Wat een onzin, ik denk niet dat Midas nu opeens minder XL4's is gaan verkopen omdat ze onder de zelfde naam ook een Venice uitbrengen. In tegendeel! Commercieel is het een gewoon een goeie zet geweest.

Wat je nu wel ziet is dat elk ' hobby-bob-bedrijf' op zijn website kan vermelden (en dat ook doet) dat ze met Midas tafels werken. Inmiddels hecht je dus wel iets minder waarde aan die naam en neem je een bedrijf dat nu een Midas heeft niet opeens serieuzer. 

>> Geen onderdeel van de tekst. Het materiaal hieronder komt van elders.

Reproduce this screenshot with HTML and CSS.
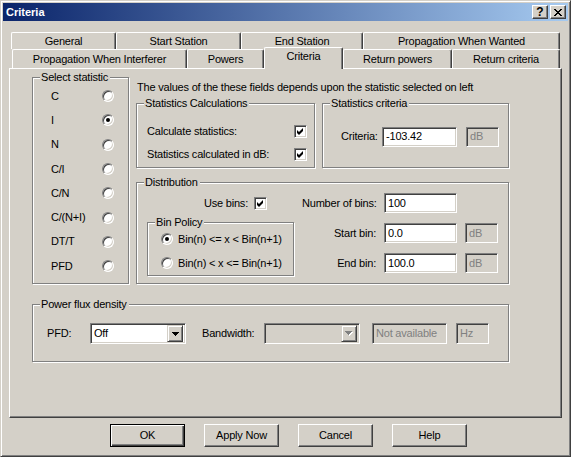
FILE: index.html
```html
<!DOCTYPE html>
<html>
<head>
<meta charset="utf-8">
<title>Criteria</title>
<link rel="stylesheet" href="styles.css">
</head>
<body>
<div class="window">
  <div class="titlebar">
    <span class="title">Criteria</span>
    <span class="cbtn help">?</span>
    <span class="cbtn close"><svg width="8" height="7" viewBox="0 0 8 7" shape-rendering="crispEdges"><path d="M0 0h2v1h-2z M6 0h2v1h-2z M1 1h2v1h-2z M5 1h2v1h-2z M2 2h4v1h-4z M3 3h2v1h-2z M2 4h4v1h-4z M1 5h2v1h-2z M5 5h2v1h-2z M0 6h2v1h-2z M6 6h2v1h-2z" fill="#000"/></svg></span>
  </div>

  <div class="tabrow row1">
    <div class="tab t-general">General</div>
    <div class="tab t-start">Start Station</div>
    <div class="tab t-end">End Station</div>
    <div class="tab t-wanted">Propagation When Wanted</div>
  </div>
  <div class="tabrow row2">
    <div class="tab t-interf">Propagation When Interferer</div>
    <div class="tab t-powers">Powers</div>
    <div class="tab t-criteria selected">Criteria</div>
    <div class="tab t-rpowers">Return powers</div>
    <div class="tab t-rcriteria">Return criteria</div>
  </div>

  <div class="panel">
    <div class="main">
      <div class="group stat-group">
        <div class="gtitle">Select statistic</div>
        <div class="stat-row"><span>C</span><span class="radio"></span></div>
        <div class="stat-row"><span>I</span><span class="radio on"></span></div>
        <div class="stat-row"><span>N</span><span class="radio"></span></div>
        <div class="stat-row"><span>C/I</span><span class="radio"></span></div>
        <div class="stat-row"><span>C/N</span><span class="radio"></span></div>
        <div class="stat-row"><span>C/(N+I)</span><span class="radio"></span></div>
        <div class="stat-row"><span>DT/T</span><span class="radio"></span></div>
        <div class="stat-row"><span>PFD</span><span class="radio"></span></div>
      </div>

      <div class="rightcol">
        <div class="info">The values of the these fields depends upon the statistic selected on left</div>
        <div class="stats-row">
          <div class="group calc-group">
            <div class="gtitle">Statistics Calculations</div>
            <div class="chk-row first"><span>Calculate statistics:</span><span class="check"><svg width="13" height="13" viewBox="0 0 13 13"><polygon points="3,5 5,7 9,3 9,6 5,10 3,8" fill="#000"/></svg></span></div>
            <div class="chk-row"><span>Statistics calculated in dB:</span><span class="check"><svg width="13" height="13" viewBox="0 0 13 13"><polygon points="3,5 5,7 9,3 9,6 5,10 3,8" fill="#000"/></svg></span></div>
          </div>
          <div class="group crit-group">
            <div class="gtitle">Statistics criteria</div>
            <div class="crit-row">
              <span class="crit-label">Criteria:</span>
              <span class="field crit-input">-103.42</span>
              <span class="field disabled unit crit-unit">dB</span>
            </div>
          </div>
        </div>

        <div class="group dist-group">
          <div class="gtitle">Distribution</div>
          <div class="dist-body">
            <div class="dist-left">
              <div class="usebins"><span>Use bins:</span><span class="check"><svg width="13" height="13" viewBox="0 0 13 13"><polygon points="3,5 5,7 9,3 9,6 5,10 3,8" fill="#000"/></svg></span></div>
              <div class="group binpolicy">
                <div class="gtitle">Bin Policy</div>
                <div class="bp-row first"><span class="radio on"></span><span>Bin(n) &lt;= x &lt; Bin(n+1)</span></div>
                <div class="bp-row"><span class="radio"></span><span>Bin(n) &lt; x &lt;= Bin(n+1)</span></div>
              </div>
            </div>
            <div class="bins-grid">
              <span class="blabel">Number of bins:</span><span class="field">100</span><span></span>
              <span class="blabel">Start bin:</span><span class="field">0.0</span><span class="field disabled unit">dB</span>
              <span class="blabel">End bin:</span><span class="field">100.0</span><span class="field disabled unit">dB</span>
            </div>
          </div>
        </div>
      </div>
    </div>

    <div class="group pfd-group">
      <div class="gtitle">Power flux density</div>
      <div class="pfd-row">
        <span class="pfd-label">PFD:</span>
        <span class="field combo pfd-combo"><span class="combo-text">Off</span><span class="drop"><svg width="7" height="4" viewBox="0 0 7 4" shape-rendering="crispEdges"><path d="M0 0h7v1h-7z M1 1h5v1h-5z M2 2h3v1h-3z M3 3h1v1h-1z" fill="#000"/></svg></span></span>
        <span class="bw-label">Bandwidth:</span>
        <span class="field combo disabled bw-combo"><span class="combo-text"></span><span class="drop"><svg width="8" height="5" viewBox="0 0 8 5" shape-rendering="crispEdges"><path d="M1 1h7v1h-7z M2 2h5v1h-5z M3 3h3v1h-3z M4 4h1v1h-1z" fill="#fff"/><path d="M0 0h7v1h-7z M1 1h5v1h-5z M2 2h3v1h-3z M3 3h1v1h-1z" fill="#808080"/></svg></span></span>
        <span class="field disabled na">Not available</span>
        <span class="field disabled unit hz">Hz</span>
      </div>
    </div>
  </div>

  <div class="buttons">
    <div class="btn default">OK</div>
    <div class="btn">Apply Now</div>
    <div class="btn">Cancel</div>
    <div class="btn">Help</div>
  </div>
</div>
</body>
</html>
```
FILE: styles.css
```css
* { box-sizing: border-box; }
html, body { margin: 0; padding: 0; }
body {
  background: #d4d0c8;
  font-family: "Liberation Sans", Arial, sans-serif;
  font-size: 11px;
  line-height: 13px;
  color: #000;
  letter-spacing: -0.2px;
}

.window {
  width: 571px;
  height: 457px;
  border: 1px solid;
  border-color: #d4d0c8 #404040 #404040 #d4d0c8;
  box-shadow: inset 1px 1px #fff, inset -1px -1px #808080;
  padding: 2px;
  overflow: hidden;
}

/* title bar */
.titlebar {
  height: 18px;
  background: linear-gradient(to right, #0a246a, #a6caf0);
  display: flex;
  align-items: center;
  padding: 0 2px 0 3px;
}
.title {
  flex: 1;
  color: #fff;
  font-weight: bold;
  letter-spacing: 0;
}
.cbtn {
  width: 16px;
  height: 14px;
  background: #d4d0c8;
  border: 1px solid;
  border-color: #fff #404040 #404040 #fff;
  box-shadow: inset -1px -1px #808080;
  display: flex;
  align-items: center;
  justify-content: center;
}
.cbtn.help {
  margin-right: 2px;
  font-weight: bold;
  font-size: 12px;
  letter-spacing: 0;
}

/* tabs */
.tabrow { display: flex; }
.row1 { margin: 11px 0 0 8px; height: 17px; }
.row2 { margin-left: 9px; height: 19px; }
.tab {
  background: #d4d0c8;
  border-left: 1px solid #fff;
  border-top: 1px solid #fff;
  border-right: 1px solid #404040;
  box-shadow: inset -1px 0 #808080;
  border-radius: 2px 2px 0 0;
  display: flex;
  align-items: center;
  justify-content: center;
  white-space: nowrap;
}
.row1 .tab { height: 17px; }
.row2 .tab { height: 19px; }
.t-general { width: 105px; }
.t-start { width: 125px; }
.t-end { width: 122px; }
.t-wanted { width: 197px; }
.t-interf { width: 175px; }
.t-powers { width: 77px; }
.t-criteria { width: 79px; }
.t-rpowers { width: 109px; }
.t-rcriteria { width: 108px; }
.row2 .tab.selected {
  position: relative;
  z-index: 1;
  height: 22px;
  margin-top: -2px;
  margin-bottom: -1px;
  padding-bottom: 4px;
}

/* panel */
.panel {
  margin-left: 6px;
  width: 553px;
  height: 350px;
  border-left: 1px solid #fff;
  border-top: 1px solid #fff;
  border-right: 1px solid #404040;
  border-bottom: 1px solid #404040;
  box-shadow: inset -1px -1px #808080;
  padding: 8px 0 0 22px;
}
.main { display: flex; }

.group {
  position: relative;
  border: 1px solid #808080;
  box-shadow: 1px 1px 0 #fff, inset 1px 1px 0 #fff;
}
.gtitle {
  display: table;
  margin: -7px 0 0 7px;
  padding: 0 2px 0 1px;
  background: #d4d0c8;
  height: 13px;
  white-space: nowrap;
}

/* select statistic */
.stat-group { width: 97px; height: 207px; }
.stat-row {
  height: 24.3px;
  display: flex;
  align-items: center;
  justify-content: space-between;
  padding: 0 14px 0 18px;
}

.radio {
  position: relative;
  width: 12px;
  height: 12px;
  border-radius: 50%;
  background: #fff;
  border: 1px solid;
  border-color: #808080 #fff #fff #808080;
  box-shadow: inset 1px 1px 0 #404040, inset -1px -1px 0 #d4d0c8;
  flex: none;
}
.radio.on::after {
  content: "";
  position: absolute;
  left: 3px;
  top: 3px;
  width: 4px;
  height: 4px;
  border-radius: 50%;
  background: #000;
}

.check {
  width: 13px;
  height: 13px;
  background: #fff;
  border: 1px solid;
  border-color: #808080 #fff #fff #808080;
  box-shadow: inset 1px 1px 0 #404040, inset -1px -1px 0 #d4d0c8;
  flex: none;
  position: relative;
}
.check svg { position: absolute; left: -1px; top: -1px; }

/* right column */
.rightcol { margin-left: 7px; width: 373px; }
.info { margin-top: 4px; height: 13px; padding-left: 1px; white-space: nowrap; }
.stats-row { display: flex; margin-top: 9px; }
.calc-group { width: 179px; height: 65px; }
.crit-group { width: 187px; height: 65px; margin-left: 7px; }

.chk-row {
  display: flex;
  align-items: center;
  justify-content: space-between;
  height: 13px;
  padding: 0 7px 0 10px;
  margin-top: 10px;
}
.chk-row.first { margin-top: 15px; }

.crit-row {
  display: flex;
  align-items: center;
  margin-top: 16px;
  padding-left: 18px;
  height: 21px;
}
.crit-label { width: 41px; }
.crit-input { width: 75px; height: 21px; }
.crit-unit { margin-left: 9px; height: 21px; }

.field {
  height: 20px;
  background: #fff;
  border: 1px solid;
  border-color: #808080 #fff #fff #808080;
  box-shadow: inset 1px 1px 0 #404040, inset -1px -1px 0 #d4d0c8;
  padding: 0 3px;
  display: flex;
  align-items: center;
  white-space: nowrap;
}
.field.disabled { background: #d4d0c8; color: #808080; }
.unit { width: 33px; }

/* distribution */
.dist-group { width: 373px; height: 102px; margin-top: 14px; }
.dist-body { display: flex; margin-top: 4px; padding-left: 10px; }
.dist-left { width: 147px; }
.usebins {
  height: 20px;
  display: flex;
  align-items: center;
  justify-content: flex-end;
  gap: 6px;
  padding-right: 27px;
}
.binpolicy { width: 147px; height: 54px; margin-top: 9px; }
.bp-row {
  display: flex;
  align-items: center;
  gap: 5px;
  height: 12px;
  padding-left: 13px;
  margin-top: 12px;
  white-space: nowrap;
}
.bp-row.first { margin-top: 4px; }

.bins-grid {
  margin-left: 8px;
  display: grid;
  grid-template-columns: 74px 73px 33px;
  grid-auto-rows: 20px;
  column-gap: 8px;
  row-gap: 10px;
  align-items: center;
}
.blabel { text-align: right; white-space: nowrap; }

/* pfd */
.pfd-group { width: 477px; height: 58px; margin-top: 20px; }
.pfd-row {
  display: flex;
  align-items: center;
  margin-top: 12px;
  padding-left: 14px;
  height: 21px;
}
.pfd-row .field { height: 21px; }
.pfd-label { width: 43px; }
.combo { padding: 0 2px 0 3px; }
.combo-text { flex: 1; }
.drop {
  width: 16px;
  height: 17px;
  background: #d4d0c8;
  border: 1px solid;
  border-color: #d4d0c8 #404040 #404040 #d4d0c8;
  box-shadow: inset 1px 1px 0 #fff, inset -1px -1px 0 #808080;
  display: flex;
  align-items: center;
  justify-content: center;
}
.pfd-combo { width: 96px; }
.bw-label { margin-left: 16px; width: 62px; }
.bw-combo { width: 96px; }
.na { margin-left: 12px; width: 75px; }
.hz { margin-left: 9px; }

/* buttons */
.buttons {
  display: flex;
  gap: 19px;
  margin-top: 6px;
  padding-left: 107px;
}
.btn {
  width: 75px;
  height: 23px;
  border: 1px solid;
  border-color: #fff #404040 #404040 #fff;
  box-shadow: inset -1px -1px 0 #808080;
  display: flex;
  align-items: center;
  justify-content: center;
}
.btn.default {
  border: 1px solid #000;
  box-shadow: inset 1px 1px 0 #fff, inset -1px -1px 0 #404040, inset -2px -2px 0 #808080;
}
```
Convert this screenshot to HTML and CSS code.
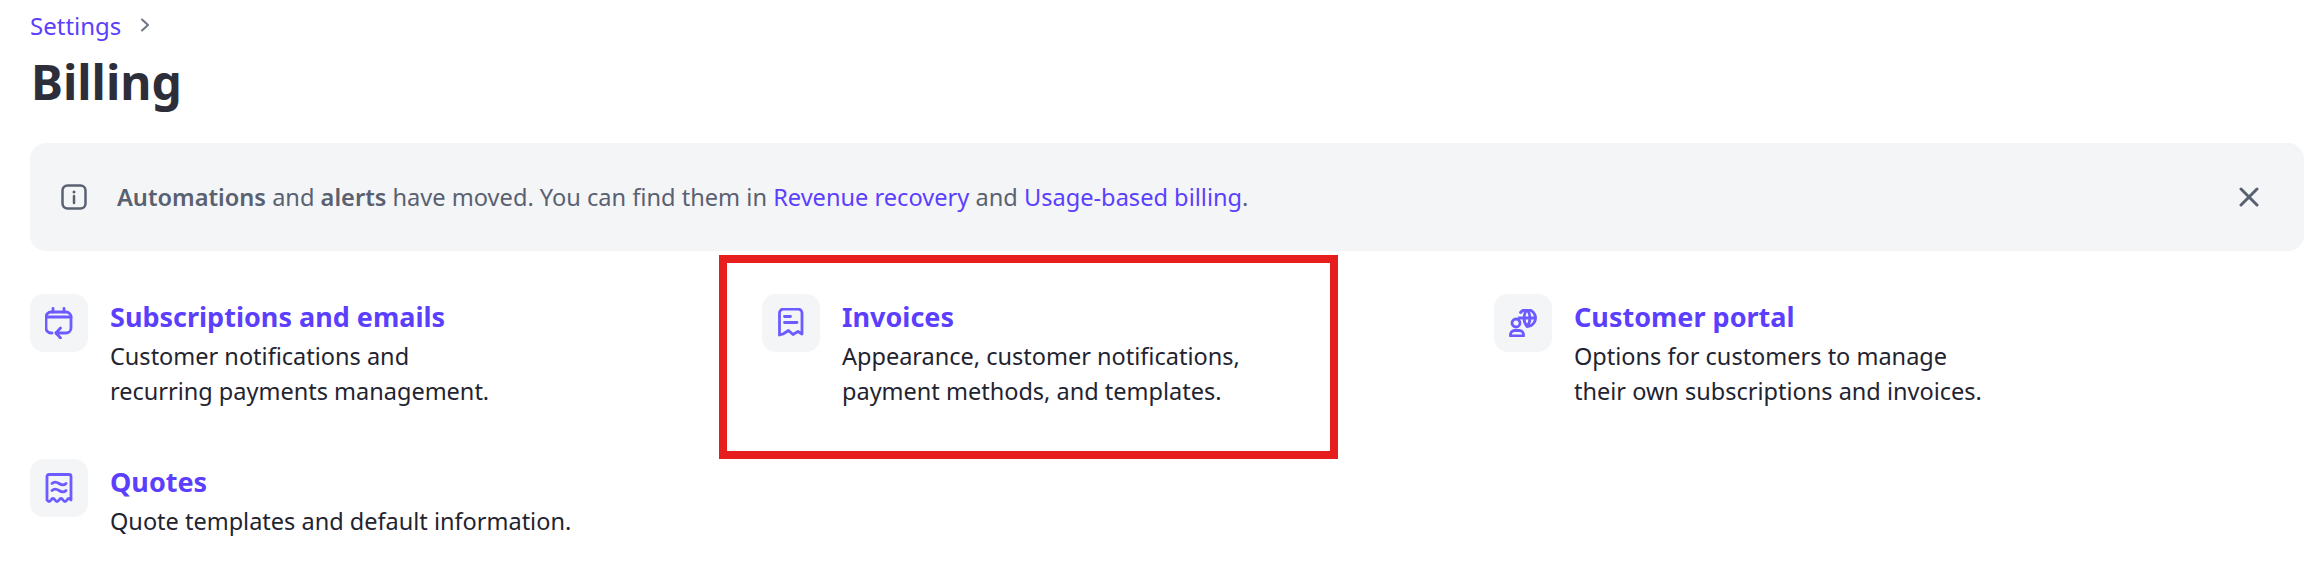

Maar goed, neemt niet weg dat ze een heel leuk tafel voor een leuke prijs op de markt hebben gebracht.

----------


## cobi

> citaat:_Geplaatst door Olaf Duffhuës_
> 
> 
> 
> 
> 
> 
> 			
> 				citaat:Als tape artiest heb je maar een half uurtje, dus vanaf het begin moet het staan. Je krijgt geen uur om te soundchecken, alleen ff een lijn checkje naar de zaal en ff wat roepen door de mic en luisteren of de eventuele monitors het doen. Je wilt dus zo veel mogelijk vastigheid net zoals de artiest dat wil. 
> ...



Volgens mij zit de gemiddels band waar je op door prikt er echt niet op te wachten dat ik 8 kanaaltjes van zijn mengtafel leen. Daar komt bij dat het optreden van een tape artiest vaak begint gelijk naar een ander optreden. Met je eigen setje kan je alvast je optreden voorbereiden en appartuur testen/inregelen, een bandje/bedrijf wat er al staat met een mengtafel wordt niet blij als jij alvast je galmpje gaat inregelen op hun tafel als ze nog bezig zijn met hun eigen optreden.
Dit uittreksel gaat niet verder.